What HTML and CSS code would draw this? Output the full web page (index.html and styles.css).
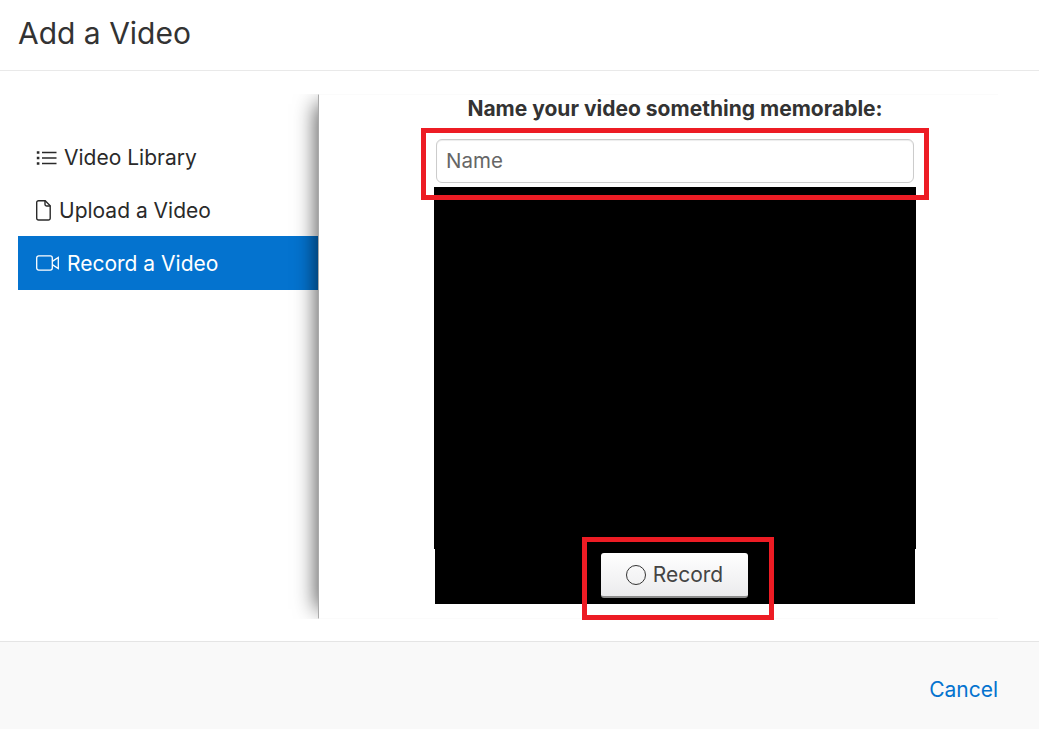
FILE: index.html
```html
<!DOCTYPE html>
<html lang="en">
<head>
<meta charset="utf-8">
<title>Add a Video</title>
<link rel="stylesheet" href="styles.css">
</head>
<body>
<div class="dialog">
  <header class="head"><h1 class="title">Add a Video</h1></header>
  <main class="body">
    <nav class="side">
      <a class="item">
        <svg class="ico" width="21" height="16" viewBox="0 0 21 16" fill="none" stroke="currentColor" stroke-width="1.5"><path d="M6 2.5h14.5M6 8h14.5M6 13.5h14.5"/><path stroke-width="2.6" d="M.8 2.5h2.6M.8 8h2.6M.8 13.5h2.6"/></svg>
        <span>Video Library</span>
      </a>
      <a class="item item-upload">
        <svg class="ico" width="15" height="21" viewBox="0 0 15 21" fill="none" stroke="currentColor" stroke-width="1.4"><path d="M2.5.8h6.7l5 5v12.4a1.8 1.8 0 0 1-1.8 1.8H2.5a1.8 1.8 0 0 1-1.8-1.8V2.6A1.8 1.8 0 0 1 2.5.8z"/><path d="M9 .8v3.4a1.8 1.8 0 0 0 1.8 1.8h3.4"/></svg>
        <span>Upload a Video</span>
      </a>
      <a class="item active">
        <svg class="ico" width="24" height="16" viewBox="0 0 24 16" fill="none" stroke="currentColor" stroke-width="1.3"><rect x=".7" y=".9" width="15.6" height="14.2" rx="2"/><path d="M16.3 6.4l6-3.9v11l-6-3.9"/></svg>
        <span>Record a Video</span>
      </a>
    </nav>
    <section class="panel">
      <div class="label">Name your video something memorable:</div>
      <input class="name" type="text" placeholder="Name">
      <div class="video"></div>
      <div class="controls">
        <button class="record" type="button"><span class="dot"></span>Record</button>
      </div>
    </section>
    <div class="mark mark-name"></div>
    <div class="mark mark-record"></div>
  </main>
  <footer class="foot"><a class="cancel">Cancel</a></footer>
</div>
</body>
</html>
```
FILE: styles.css
```css
* { box-sizing: border-box; }
html, body { margin: 0; height: 100%; }
body { font-family: Inter, "Liberation Sans", sans-serif; color: #333; background: #fff; overflow: hidden; }
.dialog { display: flex; flex-direction: column; height: 729px; }
.head { height: 71px; padding: 0 18px; border-bottom: 1px solid #e9e9e9; }
.title { margin: 0; font-size: 30px; line-height: 66px; font-weight: 400; color: #333; }
.body { position: relative; height: 570px; padding: 23px 41px 22px 18px; display: flex; }
.side { width: 300px; padding-top: 37px; flex: none; }
.item { display: flex; align-items: center; height: 53px; padding-left: 18px; font-size: 21px; color: #2a2a2a; }
.item .ico { margin-right: 7px; flex: none; }
.item-upload { height: 52px; padding-top: 1px; }
.item-upload .ico { margin-right: 8px; }
.item.active { height: 54px; background: #0473cf; color: #fff; }
.panel { width: 680px; height: 525px; border-left: 1px solid #aaa; border-top: 1px solid #fbfbfb; border-bottom: 1px solid #fbfbfb; box-shadow: -12px 0 20px -10px rgba(0,0,0,.65); clip-path: inset(0 0 0 -30px); background: #fff; display: flex; flex-direction: column; align-items: center; padding-left: 33px; }
.label { font-size: 21px; font-weight: 700; line-height: 28px; color: #333; margin-bottom: 16px; white-space: nowrap; }
.name { flex: none; display: block; width: 478px; height: 44px; border: 1px solid #ccc; border-radius: 6px; padding: 0 9px 1px; font: 20.5px Inter, "Liberation Sans", sans-serif; color: #333; box-shadow: inset 0 1px 1px rgba(0,0,0,.075); outline: none; margin-bottom: 4px; }
.name::placeholder { color: #666; opacity: 1; }
.video { flex: none; width: 482px; height: 362px; background: #000; }
.controls { flex: none; width: 480px; height: 55px; background: #000; display: flex; justify-content: center; padding-top: 4px; }
.record { width: 147px; height: 45px; margin-left: -1px; display: flex; align-items: center; justify-content: center; gap: 7px; padding: 0; border: 0; border-bottom: 2px solid #8d8d8d; border-radius: 3px; background: linear-gradient(#fff, #ebebed); font: 21px Inter, "Liberation Sans", sans-serif; color: #444; }
.dot { width: 20px; height: 20px; border: 1.5px solid #333; border-radius: 50%; }
.mark { position: absolute; border: 5px solid #ed1c24; pointer-events: none; }
.mark-name { left: 421px; top: 57px; width: 508px; height: 72px; }
.mark-record { left: 582px; top: 466px; width: 192px; height: 83px; }
.foot { flex: 1; border-top: 1px solid #e5e5e5; background: #f9f9f9; display: flex; justify-content: flex-end; align-items: center; padding: 7px 41px 0 0; }
.cancel { font-size: 21px; color: #0473cf; }
```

■ WHAT THIS TASK INVOLVES
Set every line down exactly as written, leaving each picture out.

■ CORRECT ANSWER
What HTML and CSS code would draw this? Output the full web page (index.html and styles.css).
FILE: index.html
```html
<!DOCTYPE html>
<html lang="en">
<head>
<meta charset="utf-8">
<title>Add a Video</title>
<link rel="stylesheet" href="styles.css">
</head>
<body>
<div class="dialog">
  <header class="head"><h1 class="title">Add a Video</h1></header>
  <main class="body">
    <nav class="side">
      <a class="item">
        <svg class="ico" width="21" height="16" viewBox="0 0 21 16" fill="none" stroke="currentColor" stroke-width="1.5"><path d="M6 2.5h14.5M6 8h14.5M6 13.5h14.5"/><path stroke-width="2.6" d="M.8 2.5h2.6M.8 8h2.6M.8 13.5h2.6"/></svg>
        <span>Video Library</span>
      </a>
      <a class="item item-upload">
        <svg class="ico" width="15" height="21" viewBox="0 0 15 21" fill="none" stroke="currentColor" stroke-width="1.4"><path d="M2.5.8h6.7l5 5v12.4a1.8 1.8 0 0 1-1.8 1.8H2.5a1.8 1.8 0 0 1-1.8-1.8V2.6A1.8 1.8 0 0 1 2.5.8z"/><path d="M9 .8v3.4a1.8 1.8 0 0 0 1.8 1.8h3.4"/></svg>
        <span>Upload a Video</span>
      </a>
      <a class="item active">
        <svg class="ico" width="24" height="16" viewBox="0 0 24 16" fill="none" stroke="currentColor" stroke-width="1.3"><rect x=".7" y=".9" width="15.6" height="14.2" rx="2"/><path d="M16.3 6.4l6-3.9v11l-6-3.9"/></svg>
        <span>Record a Video</span>
      </a>
    </nav>
    <section class="panel">
      <div class="label">Name your video something memorable:</div>
      <input class="name" type="text" placeholder="Name">
      <div class="video"></div>
      <div class="controls">
        <button class="record" type="button"><span class="dot"></span>Record</button>
      </div>
    </section>
    <div class="mark mark-name"></div>
    <div class="mark mark-record"></div>
  </main>
  <footer class="foot"><a class="cancel">Cancel</a></footer>
</div>
</body>
</html>
```
FILE: styles.css
```css
* { box-sizing: border-box; }
html, body { margin: 0; height: 100%; }
body { font-family: Inter, "Liberation Sans", sans-serif; color: #333; background: #fff; overflow: hidden; }
.dialog { display: flex; flex-direction: column; height: 729px; }
.head { height: 71px; padding: 0 18px; border-bottom: 1px solid #e9e9e9; }
.title { margin: 0; font-size: 30px; line-height: 66px; font-weight: 400; color: #333; }
.body { position: relative; height: 570px; padding: 23px 41px 22px 18px; display: flex; }
.side { width: 300px; padding-top: 37px; flex: none; }
.item { display: flex; align-items: center; height: 53px; padding-left: 18px; font-size: 21px; color: #2a2a2a; }
.item .ico { margin-right: 7px; flex: none; }
.item-upload { height: 52px; padding-top: 1px; }
.item-upload .ico { margin-right: 8px; }
.item.active { height: 54px; background: #0473cf; color: #fff; }
.panel { width: 680px; height: 525px; border-left: 1px solid #aaa; border-top: 1px solid #fbfbfb; border-bottom: 1px solid #fbfbfb; box-shadow: -12px 0 20px -10px rgba(0,0,0,.65); clip-path: inset(0 0 0 -30px); background: #fff; display: flex; flex-direction: column; align-items: center; padding-left: 33px; }
.label { font-size: 21px; font-weight: 700; line-height: 28px; color: #333; margin-bottom: 16px; white-space: nowrap; }
.name { flex: none; display: block; width: 478px; height: 44px; border: 1px solid #ccc; border-radius: 6px; padding: 0 9px 1px; font: 20.5px Inter, "Liberation Sans", sans-serif; color: #333; box-shadow: inset 0 1px 1px rgba(0,0,0,.075); outline: none; margin-bottom: 4px; }
.name::placeholder { color: #666; opacity: 1; }
.video { flex: none; width: 482px; height: 362px; background: #000; }
.controls { flex: none; width: 480px; height: 55px; background: #000; display: flex; justify-content: center; padding-top: 4px; }
.record { width: 147px; height: 45px; margin-left: -1px; display: flex; align-items: center; justify-content: center; gap: 7px; padding: 0; border: 0; border-bottom: 2px solid #8d8d8d; border-radius: 3px; background: linear-gradient(#fff, #ebebed); font: 21px Inter, "Liberation Sans", sans-serif; color: #444; }
.dot { width: 20px; height: 20px; border: 1.5px solid #333; border-radius: 50%; }
.mark { position: absolute; border: 5px solid #ed1c24; pointer-events: none; }
.mark-name { left: 421px; top: 57px; width: 508px; height: 72px; }
.mark-record { left: 582px; top: 466px; width: 192px; height: 83px; }
.foot { flex: 1; border-top: 1px solid #e5e5e5; background: #f9f9f9; display: flex; justify-content: flex-end; align-items: center; padding: 7px 41px 0 0; }
.cancel { font-size: 21px; color: #0473cf; }
```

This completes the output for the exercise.